SOCHI, February 8 (Howard Amos and Kevin O'Flynn, RIA Novosti) – It was crowded at the open-air Live Site screen set up in central Sochi for sports fans wanting to get together to watch an Olympic opening ceremony that rumor suggested would be an unforgettable spectacle.
Very crowded.
Clearly too crowded, as became swiftly clear as hundreds of people crammed into a massive line to get inside the cordoned-off area.
The crush, which was seemingly caused by the paucity of X-Ray machines, became increasingly dangerous as people in the scrum screamed, scuffled and pushed back and forward, knocking over the metal barriers.
A one point, a man said to a woman who was volubly complaining that she was being crushed: “If I was Hercules, I would pick you up and put you over, but I'm like you, a sardine in a can.”
After about an hour, reinforcements of police officers created some order, but even well after the ceremony had begun, lines were still huge outside the screening.
“I am hurting and worried about my niece,” said one woman who had just come through the crush. “I don't even want to watch it,” she said, waving at the screen behind her.
For most people, however, the physically arduous wait was made worthwhile by the show that followed.
About one thousand people watched the lavish ceremony in the cordoned area, while many more crowded onto balconies outside to watch the more than two-hour-long event.
Alexander Vrikhov, a driver from Moscow, who was in Sochi on a work trip and watching at the Live Site, said that he particularly enjoyed the history section of the show, but laughed about how they had apparently missed out some parts.
“The left out the difficult bits... and they forgot perestroika,” he said, referring to the period of restructuring that was ushered in at the end of the Soviet Union.
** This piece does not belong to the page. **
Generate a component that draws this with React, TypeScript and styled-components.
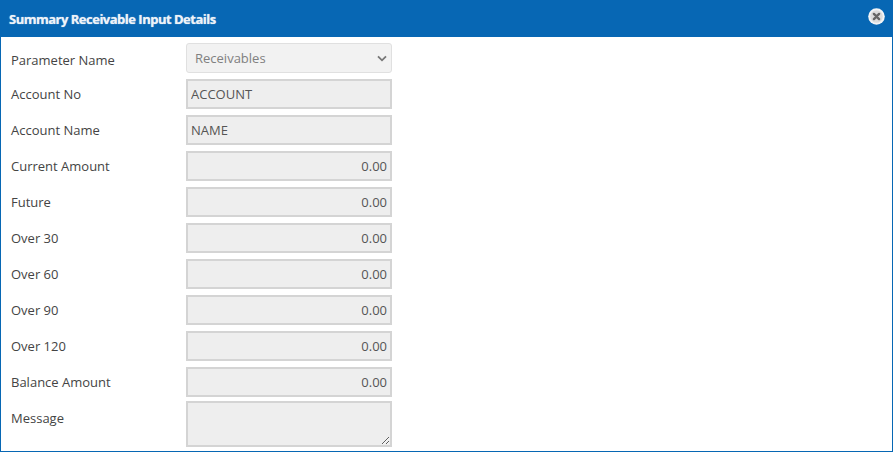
import React from "react";
import styled, { createGlobalStyle } from "styled-components";

const GlobalStyle = createGlobalStyle`
  html, body {
    margin: 0;
    padding: 0;
    background: #fff;
  }
  * {
    box-sizing: border-box;
  }
`;

const Dialog = styled.div`
  width: 893px;
  height: 452px;
  display: flex;
  flex-direction: column;
  border: 1px solid #0767b4;
  border-top: 0;
  background: #fff;
  font-family: "Open Sans", sans-serif;
  overflow: hidden;
`;

const Header = styled.div`
  height: 37px;
  margin: 0 -1px;
  padding: 0 8px 0 9px;
  flex: none;
  display: flex;
  align-items: center;
  justify-content: space-between;
  background: #0767b4;
`;

const Title = styled.h1`
  margin: 0;
  color: #eef3f8;
  font-size: 13px;
  font-weight: 700;
  letter-spacing: -0.5px;
  text-shadow: 0 0 1px rgba(255, 255, 255, 0.7);
`;

const CloseButton = styled.button`
  width: 17px;
  height: 17px;
  margin-bottom: 5px;
  padding: 0;
  border: 0;
  background: none;
  display: block;
`;

const Form = styled.form`
  flex: 1;
  padding: 6px 0 0 10px;
  display: flex;
  flex-direction: column;
`;

const Row = styled.div<{ $tall?: boolean }>`
  height: ${({ $tall }) => ($tall ? "46px" : "30px")};
  margin-bottom: ${({ $tall }) => ($tall ? "0" : "6px")};
  display: grid;
  grid-template-columns: 175px 206px;
  align-items: start;
  &:nth-last-child(2) {
    margin-bottom: 4px;
  }
`;

const Label = styled.label<{ $offset: number }>`
  padding-top: ${({ $offset }) => $offset}px;
  color: #444;
  font-size: 13px;
  line-height: 18px;
`;

const Field = styled.input<{ $numeric?: boolean }>`
  width: 206px;
  height: 30px;
  padding: 0 3px;
  border: 2px solid #d4d4d4;
  border-radius: 0;
  background: #eee;
  color: #555;
  font-family: inherit;
  font-size: 13px;
  text-align: ${({ $numeric }) => ($numeric ? "right" : "left")};
  opacity: 1;
`;

const SelectWrap = styled.div`
  position: relative;
  width: 206px;
  height: 30px;
`;

const Select = styled.select`
  width: 206px;
  height: 30px;
  padding: 0 0 0 8px;
  border: 1px solid #e0e0e0;
  border-radius: 3px;
  background: #f2f2f2;
  color: #808080;
  font-family: inherit;
  font-size: 13px;
  appearance: none;
  opacity: 1;
`;

const Chevron = styled.svg`
  position: absolute;
  top: 12px;
  right: 5px;
  width: 10px;
  height: 7px;
  pointer-events: none;
`;

const MessageBox = styled.textarea`
  display: block;
  width: 206px;
  height: 46px;
  padding: 3px;
  border: 2px solid #d4d4d4;
  border-radius: 0;
  background: #eee;
  color: #555;
  font-family: inherit;
  font-size: 13px;
  resize: vertical;
  opacity: 1;
`;

const textFields = [
  { label: "Account No", value: "ACCOUNT" },
  { label: "Account Name", value: "NAME" },
];

const amountFields = [
  "Current Amount",
  "Future",
  "Over 30",
  "Over 60",
  "Over 90",
  "Over 120",
  "Balance Amount",
];

const App = () => (
  <>
    <GlobalStyle />
    <Dialog>
      <Header>
        <Title>Summary Receivable Input Details</Title>
        <CloseButton type="button" aria-label="Close">
          <svg width="17" height="17" viewBox="0 0 17 17">
            <circle cx="8.5" cy="8.5" r="8.3" fill="#f2f4f6" />
            <circle cx="8.5" cy="8.5" r="6.3" fill="#dcdcdc" />
            <path
              d="M5.9 5.9l5.2 5.2M11.1 5.9l-5.2 5.2"
              stroke="#666"
              strokeWidth="2.4"
              strokeLinecap="round"
            />
          </svg>
        </CloseButton>
      </Header>
      <Form>
        <Row>
          <Label $offset={8}>Parameter Name</Label>
          <SelectWrap>
            <Select disabled defaultValue="Receivables">
              <option>Receivables</option>
            </Select>
            <Chevron viewBox="0 0 10 7">
              <path
                d="M1 1.3l4 4 4-4"
                fill="none"
                stroke="#777"
                strokeWidth="1.8"
              />
            </Chevron>
          </SelectWrap>
        </Row>
        {textFields.map(({ label, value }) => (
          <Row key={label}>
            <Label $offset={6}>{label}</Label>
            <Field readOnly value={value} />
          </Row>
        ))}
        {amountFields.map((label) => (
          <Row key={label}>
            <Label $offset={6}>{label}</Label>
            <Field $numeric readOnly value="0.00" />
          </Row>
        ))}
        <Row $tall>
          <Label $offset={8}>Message</Label>
          <MessageBox readOnly />
        </Row>
      </Form>
    </Dialog>
  </>
);

export default App;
Huge cheers broke out when Russian athletes entered the stadium. In a bar nearby a man and his child raced round shouting "Russia" and waving flags.
“We liked all of it, especially the part about the Olympic Games of 1980 and the children,” said Marina Molchanova, who came from the faraway Siberian province of Yakutia to watch the games.
The final lighting of the Olympic cauldron drew large cheers from the assembled crowd.
The cauldron was lit by three-time Olympic figure skating champion Irina Rodnina and Vladislav Tretiak, the legendary Soviet goaltender named the greatest Russian hockey player of the 20th century.
The pair was handed the flame by a bevy of other Russian sports stars, including tennis ace Maria Sharapova, Olympic medal-winning wrestler Aleksandr Karelin, pole vault star Yelena Isinbayeva and Alina Kabaeva, a gold medalist gymnast at the Athens Games of 2004.
Other people watching the show said it was much better than the opening ceremony for the last Winter Olympics.
“We were in Vancouver, but this was the best,” said Artur Balt, 27. His friend, Dmitry Kub, 22, who had traveled with him from Russia's Kemerovo region, said that watching the opening ceremony in his own country provoked an almost indescribable feeling.
“When you are in your motherland... when you are at home, you can't imagine how cool it is,” he said.
Alexander Shchitsyn, who came from the province of Perm in the Urals region, was breathless in his admiration, if a little jealous of those who got to enjoy the ceremony from inside the Fisht Stadium.
“It was beautiful,” he said. “It's a shame that we weren't there.”